Give a verbatim copy of the lines below, minus the pictures.

┌──

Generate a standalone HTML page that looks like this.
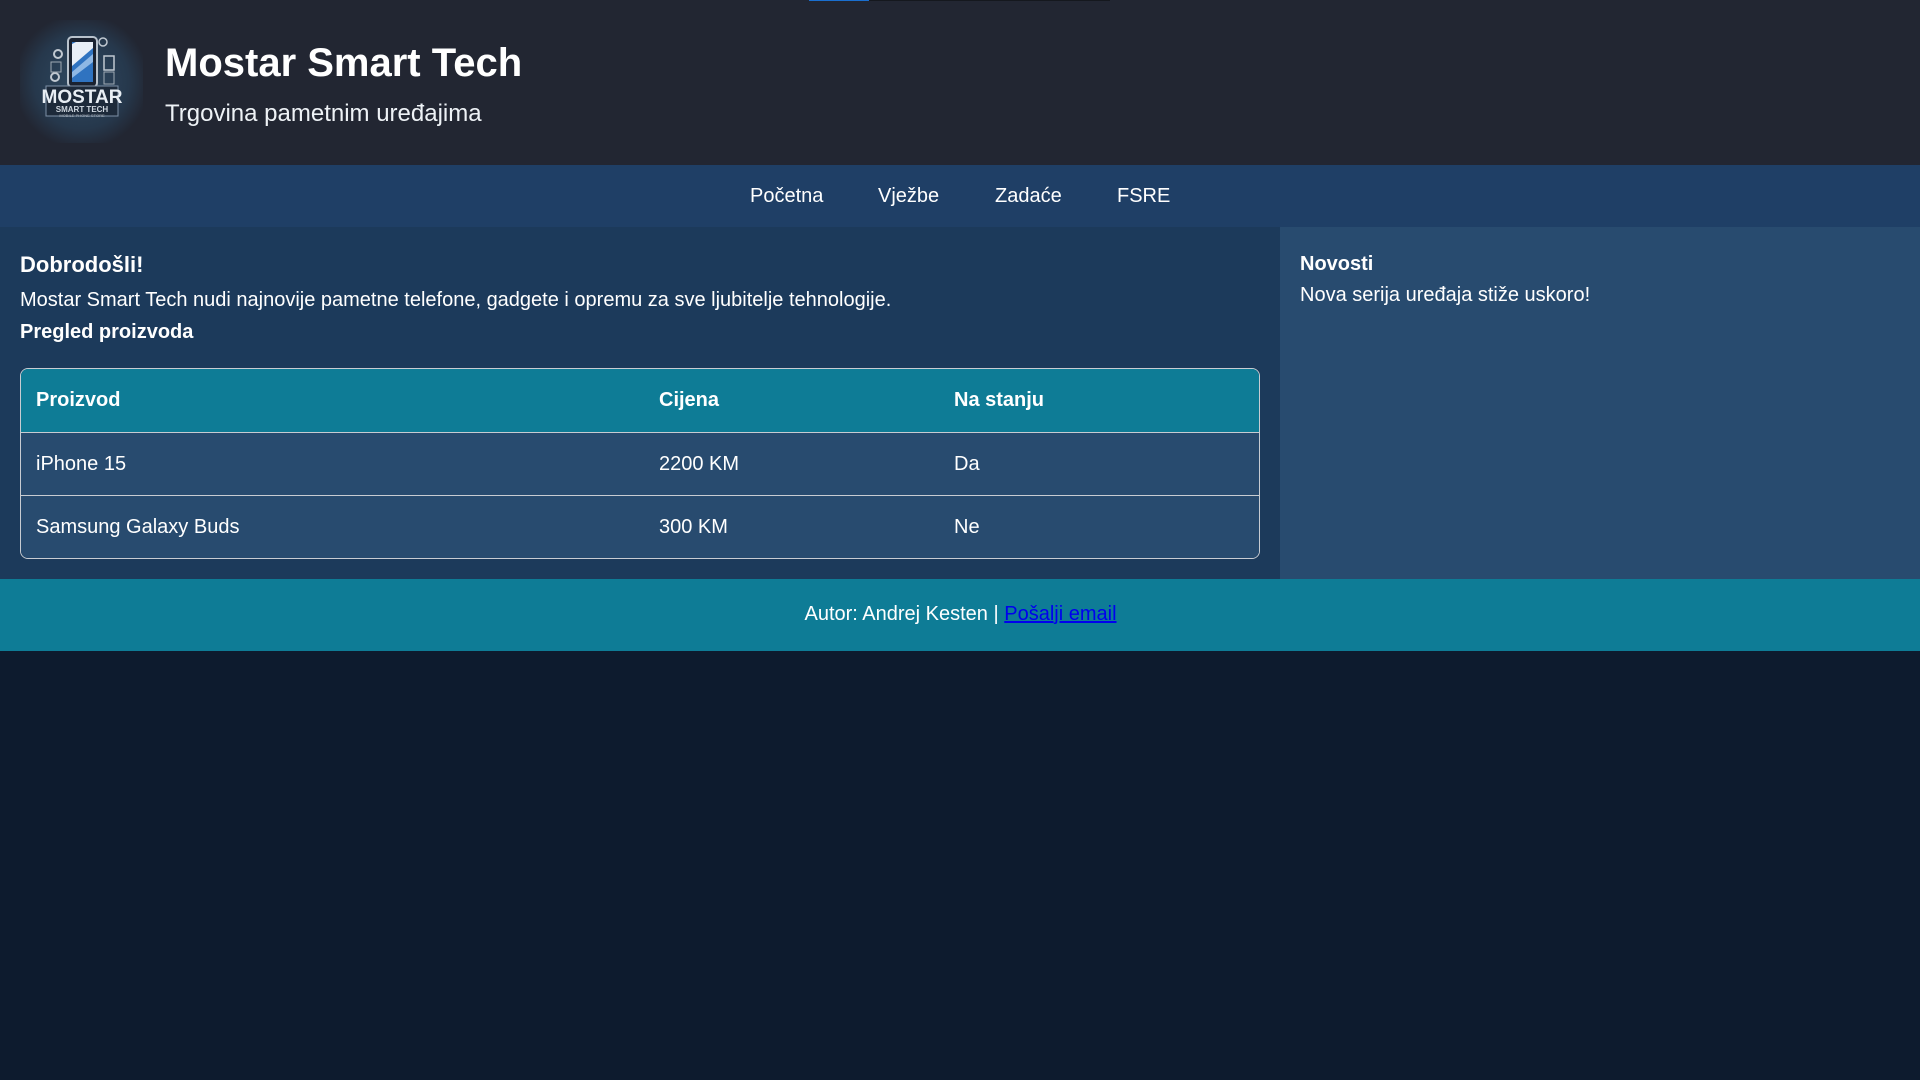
<!DOCTYPE html>
<html><head><meta charset="utf-8">
<style>
*{margin:0;padding:0;box-sizing:border-box}
body{width:1920px;height:1080px;background:#0d1b2e;font-family:"Liberation Sans",Arial,sans-serif;color:#fff;position:relative;overflow:hidden}
.a{position:absolute;white-space:nowrap}
header{position:absolute;left:0;top:0;width:1920px;height:165px;background:#222632}
nav{position:absolute;left:0;top:165px;width:1920px;height:62px;background:#1f3f66}
.main{position:absolute;left:0;top:227px;width:1280px;height:352px;background:#1c3a5b}
.side{position:absolute;left:1280px;top:227px;width:640px;height:352px;background:#284b6f}
footer{position:absolute;left:0;top:579px;width:1920px;height:72px;background:#0e7c96}
table{position:absolute;left:20px;top:368px;width:1240px;height:190px;border:1px solid #c8ccd2;border-radius:8px;border-collapse:separate;border-spacing:0;overflow:hidden;font-size:20px}
th{background:#0e7c96;text-align:left;font-weight:bold;height:63px;padding-left:15px}
td{background:#284b6f;height:63px;padding-left:15px;border-top:1px solid #c8ccd2}
</style></head><body>
<header>
<div class="a" style="left:809px;top:0;width:60px;height:1px;background:#1a6fd0"></div>
<div class="a" style="left:869px;top:0;width:241px;height:1px;background:#15181e"></div>
<svg class="a" style="left:20px;top:20px" width="123" height="123" viewBox="0 0 123 123">
<defs><radialGradient id="g" cx="50%" cy="50%" r="55%"><stop offset="0" stop-color="#2f4a62"/><stop offset="0.7" stop-color="#26384c"/><stop offset="1" stop-color="#222632"/></radialGradient></defs>
<rect width="123" height="123" fill="url(#g)"/>
<rect x="48" y="17" width="29" height="50" rx="4" fill="#1a2230" stroke="#b8c2cc" stroke-width="2"/>
<path d="M52 22 L73 22 L73 62 L52 62Z" fill="#2f73c0"/>
<path d="M52 24 L52 46 L73 28 L73 22 L56 22Z" fill="#e8eef6"/>
<path d="M52 52 L73 34 L73 42 L52 58Z" fill="#8fb8e4"/>
<circle cx="38" cy="34" r="4" fill="none" stroke="#c0c8d0" stroke-width="2"/>
<circle cx="35" cy="57" r="4" fill="none" stroke="#c0c8d0" stroke-width="2"/>
<rect x="31" y="42" width="10" height="10" fill="none" stroke="#a0aab4"/>
<rect x="84" y="36" width="10" height="14" fill="none" stroke="#c0c8d0" stroke-width="1.5"/>
<rect x="84" y="52" width="10" height="12" fill="none" stroke="#a0aab4"/>
<circle cx="83" cy="22" r="4" fill="none" stroke="#c0c8d0" stroke-width="1.5"/>
<rect x="26" y="66" width="72" height="30" fill="#1d2a3a" stroke="#7d90a6" stroke-width="1"/>
<text x="62" y="83" font-family="Liberation Sans" font-weight="bold" font-size="19" fill="#e8eef4" text-anchor="middle">MOSTAR</text>
<text x="62" y="92" font-family="Liberation Sans" font-weight="bold" font-size="8" fill="#d0d8e0" text-anchor="middle">SMART TECH</text>
<text x="62" y="97" font-family="Liberation Sans" font-size="4" fill="#b0b8c0" text-anchor="middle">MOBILE PHONE STORE</text>
</svg>
<div class="a" style="left:165px;top:41px;font-size:40px;font-weight:bold">Mostar Smart Tech</div>
<div class="a" style="left:165px;top:100px;font-size:24px;color:#eef2f6">Trgovina pametnim uređajima</div>
</header>
<nav>
<div class="a" style="left:750px;top:20px;font-size:20px">Početna</div>
<div class="a" style="left:878px;top:20px;font-size:20px">Vježbe</div>
<div class="a" style="left:995px;top:20px;font-size:20px">Zadaće</div>
<div class="a" style="left:1117px;top:20px;font-size:20px">FSRE</div>
</nav>
<div class="main">
<div class="a" style="left:20px;top:25px;font-size:22px;font-weight:bold">Dobrodošli!</div>
<div class="a" style="left:20px;top:62px;font-size:20px">Mostar Smart Tech nudi najnovije pametne telefone, gadgete i opremu za sve ljubitelje tehnologije.</div>
<div class="a" style="left:20px;top:94px;font-size:20px;font-weight:bold">Pregled proizvoda</div>
</div>
<table>
<tr><th style="width:623px">Proizvod</th><th style="width:295px">Cijena</th><th>Na stanju</th></tr>
<tr><td>iPhone 15</td><td>2200 KM</td><td>Da</td></tr>
<tr><td>Samsung Galaxy Buds</td><td>300 KM</td><td>Ne</td></tr>
</table>
<div class="side">
<div class="a" style="left:20px;top:26px;font-size:20px;font-weight:bold">Novosti</div>
<div class="a" style="left:20px;top:57px;font-size:20px">Nova serija uređaja stiže uskoro!</div>
</div>
<footer>
<div class="a" style="left:0;width:1920px;text-align:center;top:24px;font-size:20px;padding-left:1px">Autor: Andrej Kesten | <a style="color:#0000ee;text-decoration:underline">Pošalji email</a></div>
</footer>
</body></html>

└──

■ Result of this task:
Generate a standalone HTML page that looks like this.
<!DOCTYPE html>
<html><head><meta charset="utf-8">
<style>
*{margin:0;padding:0;box-sizing:border-box}
body{width:1920px;height:1080px;background:#0d1b2e;font-family:"Liberation Sans",Arial,sans-serif;color:#fff;position:relative;overflow:hidden}
.a{position:absolute;white-space:nowrap}
header{position:absolute;left:0;top:0;width:1920px;height:165px;background:#222632}
nav{position:absolute;left:0;top:165px;width:1920px;height:62px;background:#1f3f66}
.main{position:absolute;left:0;top:227px;width:1280px;height:352px;background:#1c3a5b}
.side{position:absolute;left:1280px;top:227px;width:640px;height:352px;background:#284b6f}
footer{position:absolute;left:0;top:579px;width:1920px;height:72px;background:#0e7c96}
table{position:absolute;left:20px;top:368px;width:1240px;height:190px;border:1px solid #c8ccd2;border-radius:8px;border-collapse:separate;border-spacing:0;overflow:hidden;font-size:20px}
th{background:#0e7c96;text-align:left;font-weight:bold;height:63px;padding-left:15px}
td{background:#284b6f;height:63px;padding-left:15px;border-top:1px solid #c8ccd2}
</style></head><body>
<header>
<div class="a" style="left:809px;top:0;width:60px;height:1px;background:#1a6fd0"></div>
<div class="a" style="left:869px;top:0;width:241px;height:1px;background:#15181e"></div>
<svg class="a" style="left:20px;top:20px" width="123" height="123" viewBox="0 0 123 123">
<defs><radialGradient id="g" cx="50%" cy="50%" r="55%"><stop offset="0" stop-color="#2f4a62"/><stop offset="0.7" stop-color="#26384c"/><stop offset="1" stop-color="#222632"/></radialGradient></defs>
<rect width="123" height="123" fill="url(#g)"/>
<rect x="48" y="17" width="29" height="50" rx="4" fill="#1a2230" stroke="#b8c2cc" stroke-width="2"/>
<path d="M52 22 L73 22 L73 62 L52 62Z" fill="#2f73c0"/>
<path d="M52 24 L52 46 L73 28 L73 22 L56 22Z" fill="#e8eef6"/>
<path d="M52 52 L73 34 L73 42 L52 58Z" fill="#8fb8e4"/>
<circle cx="38" cy="34" r="4" fill="none" stroke="#c0c8d0" stroke-width="2"/>
<circle cx="35" cy="57" r="4" fill="none" stroke="#c0c8d0" stroke-width="2"/>
<rect x="31" y="42" width="10" height="10" fill="none" stroke="#a0aab4"/>
<rect x="84" y="36" width="10" height="14" fill="none" stroke="#c0c8d0" stroke-width="1.5"/>
<rect x="84" y="52" width="10" height="12" fill="none" stroke="#a0aab4"/>
<circle cx="83" cy="22" r="4" fill="none" stroke="#c0c8d0" stroke-width="1.5"/>
<rect x="26" y="66" width="72" height="30" fill="#1d2a3a" stroke="#7d90a6" stroke-width="1"/>
<text x="62" y="83" font-family="Liberation Sans" font-weight="bold" font-size="19" fill="#e8eef4" text-anchor="middle">MOSTAR</text>
<text x="62" y="92" font-family="Liberation Sans" font-weight="bold" font-size="8" fill="#d0d8e0" text-anchor="middle">SMART TECH</text>
<text x="62" y="97" font-family="Liberation Sans" font-size="4" fill="#b0b8c0" text-anchor="middle">MOBILE PHONE STORE</text>
</svg>
<div class="a" style="left:165px;top:41px;font-size:40px;font-weight:bold">Mostar Smart Tech</div>
<div class="a" style="left:165px;top:100px;font-size:24px;color:#eef2f6">Trgovina pametnim uređajima</div>
</header>
<nav>
<div class="a" style="left:750px;top:20px;font-size:20px">Početna</div>
<div class="a" style="left:878px;top:20px;font-size:20px">Vježbe</div>
<div class="a" style="left:995px;top:20px;font-size:20px">Zadaće</div>
<div class="a" style="left:1117px;top:20px;font-size:20px">FSRE</div>
</nav>
<div class="main">
<div class="a" style="left:20px;top:25px;font-size:22px;font-weight:bold">Dobrodošli!</div>
<div class="a" style="left:20px;top:62px;font-size:20px">Mostar Smart Tech nudi najnovije pametne telefone, gadgete i opremu za sve ljubitelje tehnologije.</div>
<div class="a" style="left:20px;top:94px;font-size:20px;font-weight:bold">Pregled proizvoda</div>
</div>
<table>
<tr><th style="width:623px">Proizvod</th><th style="width:295px">Cijena</th><th>Na stanju</th></tr>
<tr><td>iPhone 15</td><td>2200 KM</td><td>Da</td></tr>
<tr><td>Samsung Galaxy Buds</td><td>300 KM</td><td>Ne</td></tr>
</table>
<div class="side">
<div class="a" style="left:20px;top:26px;font-size:20px;font-weight:bold">Novosti</div>
<div class="a" style="left:20px;top:57px;font-size:20px">Nova serija uređaja stiže uskoro!</div>
</div>
<footer>
<div class="a" style="left:0;width:1920px;text-align:center;top:24px;font-size:20px;padding-left:1px">Autor: Andrej Kesten | <a style="color:#0000ee;text-decoration:underline">Pošalji email</a></div>
</footer>
</body></html>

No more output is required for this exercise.